How odd — or perhaps just sublimely unaware — to urge the Supreme Court to preserve racial preference in a letter that explicitly rejects the sole justification for affirmative action in higher education on which the Court has relied since Bakke.
Ironic, Unintended Effects
Stanford’s efforts to promote more “inclusion” have some unintended, ironic implications and may even backfire, doing, like racial preference itself, more harm than good:
- All physics majors are required to take an introductory course in mechanics.
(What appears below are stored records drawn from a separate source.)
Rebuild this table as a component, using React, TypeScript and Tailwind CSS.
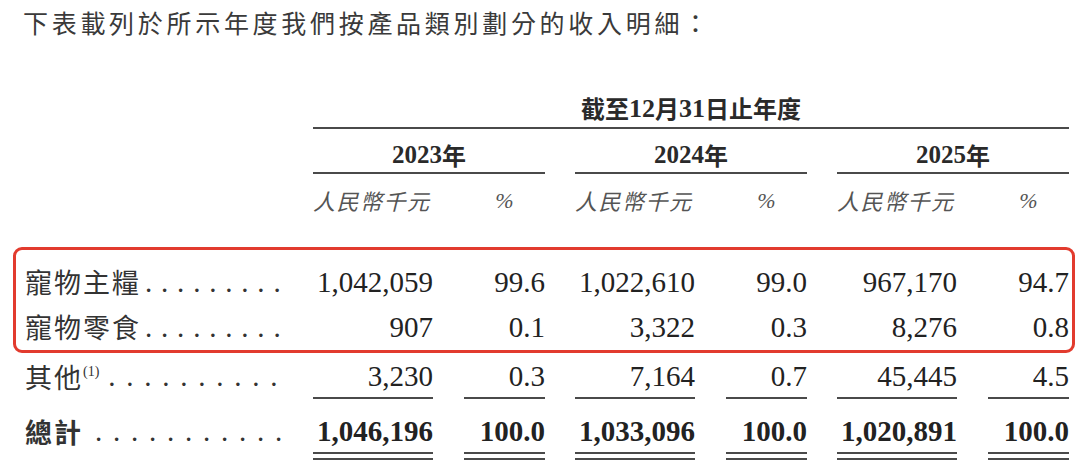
const CJK = "font-['Noto_Sans_CJK_TC','Noto_Sans_CJK_SC',sans-serif]";
const NUM = "font-['Liberation_Serif','Noto_Sans_CJK_TC',serif]";

type Cell = { rmb: string; pct: string };

interface RowProps {
  label: string;
  note?: string;
  dots: string;
  dotsClass: string;
  cells: Cell[];
  bold?: boolean;
  short?: boolean;
  underline?: "single" | "double";
}

function Rule({ kind }: { kind?: "single" | "double" }) {
  if (!kind) return null;
  if (kind === "single") return <div className="h-[2px] bg-[#4a4a4a]" />;
  return (
    <div className="flex flex-col gap-[4px]">
      <div className="h-[2px] bg-[#4a4a4a]" />
      <div className="h-[2px] bg-[#4a4a4a]" />
    </div>
  );
}

function DataRow({ label, note, dots, dotsClass, cells, bold, short, underline }: RowProps) {
  const weight = bold ? "font-bold" : "font-normal";
  const h = short ? "h-[40px]" : "h-[45px]";
  return (
    <div className="flex items-start">
      <div className={`flex w-[288px] items-center ${h}`}>
        <span className={`${CJK} text-[27px] tracking-[2px] text-[#333] ${weight}`}>{label}</span>
        {note && (
          <span className={`${NUM} -mt-[12px] text-[14px] text-[#333]`}>{note}</span>
        )}
        <span className={`${NUM} text-[29px] text-[#333] ${dotsClass}`}>{dots}</span>
      </div>
      <div className="flex gap-[30px]">
        {cells.map((c, i) => (
          <div key={i} className="flex gap-[31px]">
            <div className="w-[120px]">
              <div className={`${NUM} flex items-center justify-end text-[29px] text-[#222] ${h} ${weight}`}>
                {c.rmb}
              </div>
              <Rule kind={underline} />
            </div>
            <div className="w-[81px]">
              <div className={`${NUM} flex items-center justify-end text-[29px] text-[#222] ${h} ${weight}`}>
                {c.pct}
              </div>
              <Rule kind={underline} />
            </div>
          </div>
        ))}
      </div>
    </div>
  );
}

const YEARS = ["2023", "2024", "2025"];

export default function App() {
  return (
    <div className="h-[473px] w-[1080px] overflow-hidden bg-white">
      <div
        className={`${CJK} flex h-[46px] items-center pl-[23px] text-[25px] tracking-[3.7px] text-[#3a3a3a]`}
      >
        下表載列於所示年度我們按產品類別劃分的收入明細：
      </div>

      <div className="ml-[13px] w-[1062px]">
        {/* column headers */}
        <div className="pl-[12px] pr-[6px]">
          <div className="ml-[288px]">
            <div className={`${CJK} mt-[47px] flex h-[30px] items-center justify-center text-[24px] font-bold text-[#2a2a2a]`}>
              截至<span className={`${NUM} text-[26px]`}>12</span>月<span className={`${NUM} text-[26px]`}>31</span>日止年度
            </div>
            <div className="mt-[4px] h-[2px] bg-[#4a4a4a]" />
            <div className="mt-[12px] flex gap-[30px]">
              {YEARS.map((y) => (
                <div key={y} className="w-[232px]">
                  <div className={`${CJK} flex h-[28px] items-center justify-center text-[24px] font-bold text-[#2a2a2a]`}>
                    <span className={`${NUM} text-[25px]`}>{y}</span>年
                  </div>
                  <div className="mt-[3px] h-[2px] bg-[#4a4a4a]" />
                  <div className="mt-[12px] flex h-[28px] items-center gap-[31px] text-[#555]">
                    <span className={`${CJK} w-[120px] text-[22px] italic tracking-[1.5px]`}>人民幣千元</span>
                    <span className={`${NUM} w-[81px] text-center text-[22px] italic`}>%</span>
                  </div>
                </div>
              ))}
            </div>
          </div>
        </div>

        {/* highlighted rows */}
        <div className="mt-[33px] rounded-[9px] border-[3px] border-[#e23b2e] pl-[9px] pr-[3px] pt-[10px]">
          <DataRow
            label="寵物主糧"
            dots="........."
            dotsClass="ml-[4px] tracking-[8.8px]"
            cells={[
              { rmb: "1,042,059", pct: "99.6" },
              { rmb: "1,022,610", pct: "99.0" },
              { rmb: "967,170", pct: "94.7" },
            ]}
          />
          <DataRow
            label="寵物零食"
            dots="........."
            dotsClass="ml-[4px] tracking-[8.8px]"
            cells={[
              { rmb: "907", pct: "0.1" },
              { rmb: "3,322", pct: "0.3" },
              { rmb: "8,276", pct: "0.8" },
            ]}
          />
        </div>

        <div className="pl-[12px] pr-[6px]">
          <div className="mt-[4px]">
            <DataRow
              label="其他"
              note="(1)"
              dots=".........."
              dotsClass="ml-[9px] tracking-[10.75px]"
              short
              underline="single"
              cells={[
                { rmb: "3,230", pct: "0.3" },
                { rmb: "7,164", pct: "0.7" },
                { rmb: "45,445", pct: "4.5" },
              ]}
            />
          </div>
          <div className="mt-[13px]">
            <DataRow
              label="總計"
              dots="..........."
              dotsClass="ml-[12px] tracking-[10.75px]"
              bold
              short
              underline="double"
              cells={[
                { rmb: "1,046,196", pct: "100.0" },
                { rmb: "1,033,096", pct: "100.0" },
                { rmb: "1,020,891", pct: "100.0" },
              ]}
            />
          </div>
        </div>
      </div>
    </div>
  );
}
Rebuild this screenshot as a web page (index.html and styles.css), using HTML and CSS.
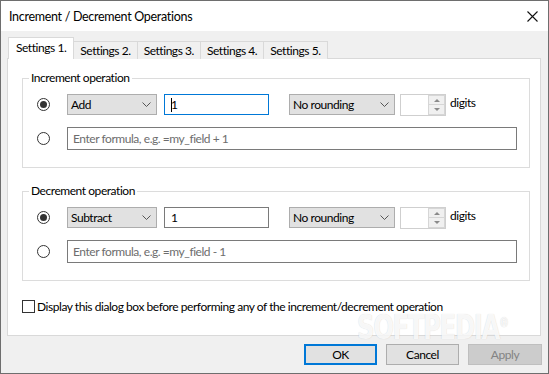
FILE: index.html
```html
<!DOCTYPE html>
<html lang="en">
<head>
<meta charset="UTF-8">
<title>Increment / Decrement Operations</title>
<link rel="stylesheet" href="styles.css">
</head>
<body>
<div class="window">
    <!-- Title bar -->
    <div class="titlebar">
        <span class="title">Increment / Decrement Operations</span>
        <svg class="close" width="11" height="11" viewBox="0 0 11 11"><path d="M0.5 0.5 L10.5 10.5 M10.5 0.5 L0.5 10.5" stroke="#111" stroke-width="1.1" fill="none"/></svg>
    </div>

    <div class="client">
        <!-- Tabs -->
        <div class="tabs">
            <div class="tab active">Settings 1.</div>
            <div class="tab">Settings 2.</div>
            <div class="tab">Settings 3.</div>
            <div class="tab">Settings 4.</div>
            <div class="tab">Settings 5.</div>
        </div>

        <div class="panel">
            <fieldset class="group">
                <legend>Increment operation</legend>
                <div class="group-body">
                    <div class="row">
                        <input type="radio" name="inc" checked>
                        <div class="combo">Add<svg class="chevron" width="9" height="5" viewBox="0 0 9 5"><path d="M0.5 0.5 L4.5 4.5 L8.5 0.5" stroke="#555" fill="none"/></svg></div>
                        <div class="field focused"><span class="caret"></span>1</div>
                        <div class="combo round">No rounding<svg class="chevron" width="9" height="5" viewBox="0 0 9 5"><path d="M0.5 0.5 L4.5 4.5 L8.5 0.5" stroke="#555" fill="none"/></svg></div>
                        <div class="spin">
                            <span class="spin-field"></span>
                            <span class="spin-btns"><span class="spin-up"></span><span class="spin-down"></span></span>
                        </div>
                        <span class="unit">digits</span>
                    </div>
                    <div class="row formula-row">
                        <input type="radio" name="inc">
                        <input class="formula" type="text" placeholder="Enter formula, e.g. =my_field + 1">
                    </div>
                </div>
            </fieldset>

            <fieldset class="group second">
                <legend>Decrement operation</legend>
                <div class="group-body">
                    <div class="row">
                        <input type="radio" name="dec" checked>
                        <div class="combo">Subtract<svg class="chevron" width="9" height="5" viewBox="0 0 9 5"><path d="M0.5 0.5 L4.5 4.5 L8.5 0.5" stroke="#555" fill="none"/></svg></div>
                        <div class="field">1</div>
                        <div class="combo round">No rounding<svg class="chevron" width="9" height="5" viewBox="0 0 9 5"><path d="M0.5 0.5 L4.5 4.5 L8.5 0.5" stroke="#555" fill="none"/></svg></div>
                        <div class="spin">
                            <span class="spin-field"></span>
                            <span class="spin-btns"><span class="spin-up"></span><span class="spin-down"></span></span>
                        </div>
                        <span class="unit">digits</span>
                    </div>
                    <div class="row formula-row">
                        <input type="radio" name="dec">
                        <input class="formula" type="text" placeholder="Enter formula, e.g. =my_field - 1">
                    </div>
                </div>
            </fieldset>

            <label class="check">
                <input type="checkbox">
                <span>Display this dialog box before performing any of the increment/decrement operation</span>
            </label>
        </div>

        <!-- Dialog buttons -->
        <div class="buttons">
            <button class="btn default">OK</button>
            <button class="btn">Cancel</button>
            <button class="btn" disabled>Apply</button>
        </div>
    </div>

    <span class="watermark">SOFTPEDIA<sup>®</sup></span>
</div>
</body>
</html>
```

FILE: styles.css
```css
body {
    margin: 0;
    font-family: 'Lato', 'Noto Sans', sans-serif;
    font-size: 12px;
    letter-spacing: -0.45px;
    color: #000;
}

.window {
    position: relative;
    width: 549px;
    height: 374px;
    box-sizing: border-box;
    border: 1px solid #6e6e6e;
    background-color: #f0f0f0;
    display: flex;
    flex-direction: column;
    overflow: hidden;
}

/* Title bar */
.titlebar {
    height: 30px;
    flex: none;
    background-color: #fff;
    display: flex;
    align-items: center;
    justify-content: space-between;
    padding: 0 10px 0 8px;
}

.title {
    font-size: 12.5px;
    letter-spacing: -0.3px;
}

.close {
    margin-top: 1px;
}

.client {
    flex: 1;
    display: flex;
    flex-direction: column;
    padding-top: 7px;
}

/* Tabs */
.tabs {
    display: flex;
    align-items: flex-end;
    height: 21px;
    margin: 0 0 -1px 7px;
    position: relative;
    z-index: 1;
}

.tab {
    height: 17px;
    line-height: 17px;
    padding: 0 6px;
    border: 1px solid #d9d9d9;
    border-bottom: none;
    margin-left: -1px;
    background-color: #f0f0f0;
}

.tab:first-child {
    margin-left: 0;
}

.tab.active {
    height: 21px;
    line-height: 19px;
    padding: 0 7px;
    background-color: #fff;
    position: relative;
    z-index: 2;
}

.panel {
    height: 278px;
    box-sizing: border-box;
    margin: 0 7px 0 6px;
    background-color: #fff;
    border: 1px solid #d9d9d9;
    padding: 11px 10px 0 14px;
}

/* Group boxes */
.group {
    margin: 0;
    padding: 0;
    border: 1px solid #dcdcdc;
    min-width: 0;
}

.group.second {
    margin-top: 15px;
}

.group legend {
    margin-left: 6px;
    padding: 0 2px;
    line-height: 16px;
}

.group-body {
    padding: 8px 12px 17px 14px;
}

.row {
    display: flex;
    align-items: center;
    height: 21px;
}

.row.formula-row {
    height: 23px;
    margin-top: 12px;
}

.row input[type="radio"] {
    appearance: none;
    margin: 0 17px 0 0;
    width: 13px;
    height: 13px;
    border: 1px solid #333;
    border-radius: 50%;
    background-color: #fff;
    box-sizing: border-box;
    position: relative;
    flex: none;
}

.row input[type="radio"]:checked::after {
    content: '';
    position: absolute;
    left: 2px;
    top: 2px;
    width: 7px;
    height: 7px;
    border-radius: 50%;
    background-color: #333;
}

.combo {
    width: 90px;
    height: 21px;
    box-sizing: border-box;
    background-color: #e1e1e1;
    border: 1px solid #adadad;
    padding: 0 5px 0 3px;
    display: flex;
    align-items: center;
    justify-content: space-between;
    flex: none;
}

.combo.round {
    width: 106px;
    margin-left: 20px;
}

.field {
    width: 105px;
    height: 21px;
    box-sizing: border-box;
    border: 1px solid #7a7a7a;
    margin-left: 7px;
    padding-left: 6px;
    display: flex;
    align-items: center;
    flex: none;
}

.field.focused {
    border-color: #0078d7;
}

.caret {
    width: 1px;
    height: 14px;
    background-color: #000;
    margin-right: -1px;
}

/* Spin box */
.spin {
    width: 46px;
    height: 22px;
    box-sizing: border-box;
    margin-left: 5px;
    border: 1px solid #cfcfcf;
    display: flex;
    flex: none;
}

.spin-field {
    flex: 1;
}

.spin-btns {
    width: 17px;
    display: flex;
    flex-direction: column;
    background-color: #fff;
}

.spin-up, .spin-down {
    flex: 1;
    background-color: #f0f0f0;
    border: 1px solid #d6d6d6;
    position: relative;
}

.spin-down {
    border-top: none;
}

.spin-up::after, .spin-down::after {
    content: '';
    position: absolute;
    left: 5px;
    border-left: 3px solid transparent;
    border-right: 3px solid transparent;
}

.spin-up::after {
    top: 3px;
    border-bottom: 3px solid #8a8a8a;
}

.spin-down::after {
    top: 3px;
    border-top: 3px solid #8a8a8a;
}

.unit {
    margin-left: 4px;
    margin-top: -4px;
}

.formula {
    width: 450px;
    height: 23px;
    box-sizing: border-box;
    border: 1px solid #7a7a7a;
    padding: 0 5px;
    font: inherit;
    letter-spacing: inherit;
    outline: none;
}

.formula::placeholder {
    color: #6d6d6d;
}

/* Checkbox */
.check {
    display: flex;
    align-items: center;
    margin-top: 17px;
    height: 16px;
}

.check input {
    appearance: none;
    margin: 0 2px 0 0;
    width: 13px;
    height: 13px;
    border: 1px solid #333;
    background-color: #fff;
    box-sizing: border-box;
}

/* Buttons */
.buttons {
    display: flex;
    justify-content: flex-end;
    gap: 9px;
    margin: 8px 6px 0 0;
}

.btn {
    width: 73px;
    height: 21px;
    padding: 0;
    font: inherit;
    letter-spacing: inherit;
    color: #000;
    background-color: #e1e1e1;
    border: 1px solid #adadad;
}

.btn.default {
    border: 2px solid #0078d7;
}

.btn:disabled {
    width: 74px;
    background-color: #cccccc;
    border-color: #bfbfbf;
    color: #838383;
}

/* Screenshot watermark */
.watermark {
    position: absolute;
    left: 356px;
    top: 312px;
    font-family: 'DejaVu Sans', sans-serif;
    font-weight: bold;
    font-size: 34px;
    line-height: 28px;
    letter-spacing: -2px;
    color: rgba(255, 255, 255, 0.85);
    text-shadow: 0 0 1px rgba(0, 0, 0, 0.18);
    transform: scaleX(0.72);
    transform-origin: left top;
    pointer-events: none;
}

.watermark sup {
    font-size: 14px;
    line-height: 0;
}
```
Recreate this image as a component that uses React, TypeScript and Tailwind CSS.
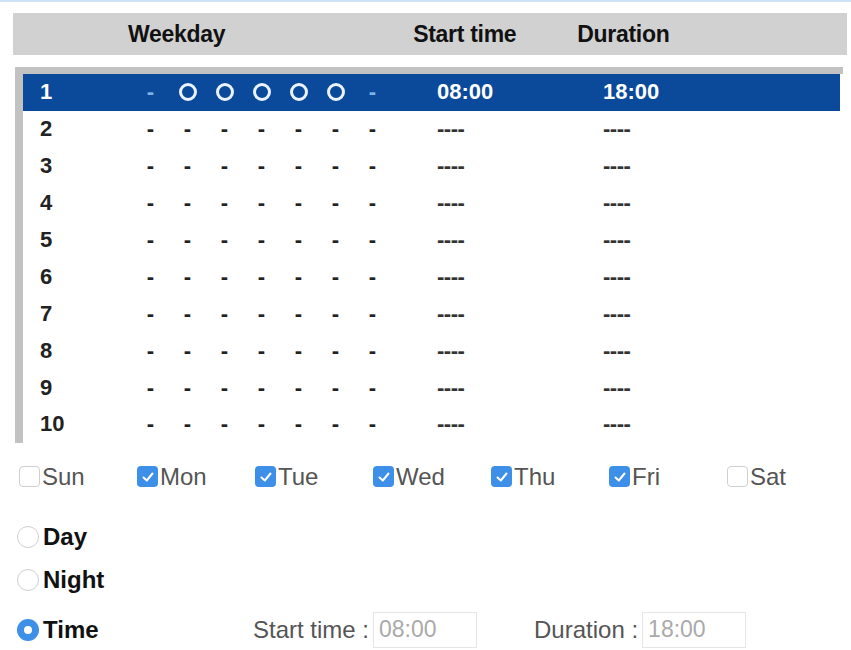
import React from "react";

const days = ["Sun", "Mon", "Tue", "Wed", "Thu", "Fri", "Sat"];
const checked = [false, true, true, true, true, true, false];

function Check({ on }: { on: boolean }) {
  if (on) {
    return (
      <span className="w-[21px] h-[21px] rounded-[4px] bg-[#3d8fe8] flex items-center justify-center shrink-0">
        <svg width="14" height="14" viewBox="0 0 14 14">
          <path d="M2.5 7.5 L5.8 10.5 L11.5 3.5" stroke="white" strokeWidth="2" fill="none" strokeLinecap="round" strokeLinejoin="round" />
        </svg>
      </span>
    );
  }
  return <span className="w-[21px] h-[21px] rounded-[4px] border border-[#cfcfcf] bg-white shrink-0" />;
}

function Radio({ on }: { on: boolean }) {
  if (on) {
    return (
      <span className="w-[22px] h-[22px] rounded-full bg-[#3d8fe8] flex items-center justify-center shrink-0">
        <span className="w-[8px] h-[8px] rounded-full bg-white" />
      </span>
    );
  }
  return <span className="w-[22px] h-[22px] rounded-full border border-[#d0d0d0] bg-white shrink-0" />;
}

export default function App() {
  const rows = Array.from({ length: 10 }, (_, i) => i + 1);
  return (
    <div className="w-[851px] h-[650px] bg-white overflow-hidden relative leading-none" style={{ fontFamily: '"Liberation Sans", Arial, sans-serif' }}>
      <div className="h-[2px] bg-[#cfe2f6]" />
      {/* header */}
      <div className="mt-[11px] ml-[13px] w-[834px] h-[42px] bg-[#d1d1d1] flex items-center text-[23px] font-bold text-[#111] tracking-[-0.3px]">
        <span className="ml-[115px]">Weekday</span>
        <span className="ml-[188px]">Start time</span>
        <span className="ml-[61px]">Duration</span>
      </div>
      {/* list */}
      <div className="mt-[12px] ml-[15px] w-[828px] border-t-[7px] border-l-[8px] border-[#c2c2c2] border-r-0 border-b-0 flex flex-col">
        {rows.map((n) => {
          const sel = n === 1;
          return (
            <div key={n} className={`h-[36.9px] flex items-center text-[22px] font-bold ${sel ? "bg-[#0b4a9b] text-white mr-[3px]" : "text-[#222]"}`}>
              <span className="w-[109px] pl-[17px]">{n}</span>
              {Array.from({ length: 7 }, (_, d) => (
                <span key={d} className="w-[37px] flex justify-center">
                  {sel && d >= 1 && d <= 5 ? (
                    <span className="w-[18px] h-[18px] rounded-full border-[3px] border-[#eaf3ff]" />
                  ) : (
                    <span className={sel ? "text-[#7fb3e6]" : "text-[#222]"}>-</span>
                  )}
                </span>
              ))}
              <span className="w-[212px] pl-[46px] flex items-center">
                {sel ? "08:00" : <span className="text-[#333] tracking-[-0.5px]">----</span>}
              </span>
              <span>
                {sel ? "18:00" : <span className="text-[#333] tracking-[-0.5px]">----</span>}
              </span>
            </div>
          );
        })}
      </div>
      {/* weekdays */}
      <div className="mt-[22px] ml-[19px] h-[24px] flex items-center">
        {days.map((d, i) => (
          <div key={d} className="w-[118px] flex items-center gap-[2px] text-[24px] text-[#555]">
            <Check on={checked[i]} />
            <span>{d}</span>
          </div>
        ))}
      </div>
      {/* radios */}
      <div className="mt-[36px] ml-[17px] h-[24px] flex items-center gap-[4px] text-[24px] font-bold text-[#111]">
        <Radio on={false} />
        <span>Day</span>
      </div>
      <div className="mt-[19px] ml-[17px] h-[24px] flex items-center gap-[4px] text-[24px] font-bold text-[#111]">
        <Radio on={false} />
        <span>Night</span>
      </div>
      <div className="mt-[20px] ml-[17px] h-[36px] flex items-center text-[24px]">
        <div className="flex items-center gap-[4px] font-bold text-[#111] w-[236px]">
          <Radio on={true} />
          <span>Time</span>
        </div>
        <span className="text-[#555]">Start time :</span>
        <div className="ml-[4px] w-[104px] h-[36px] border border-[#e6e6e6] flex items-center pl-[5px] text-[#aaa] text-[23px]">08:00</div>
        <span className="ml-[57px] text-[#555]">Duration :</span>
        <div className="ml-[4px] w-[104px] h-[36px] border border-[#e6e6e6] flex items-center pl-[5px] text-[#aaa] text-[23px]">18:00</div>
      </div>
    </div>
  );
}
Designing a separate minority-oriented course will make the normal, standard mechanics course less.
- Courses created for minorities show that Stanford implicitly accepts the core argument of the “mismatch” explanation of minority attrition from STEM, that students do better in classes where their qualifications are in line with those of their peers.
- Like “physics for poets” and “physics for jocks,” watered down physics courses to make it easier for non-science majors to fulfill their distribution requirements, Stanford’s minority-oriented courses will predictably develop a reputation as “physics for blacks,” thus reinforcing the already present stigma attached to affirmative action admits.
I suppose Stanford can pride itself on being a trail-blazer even though the trail leads down a slippery slope.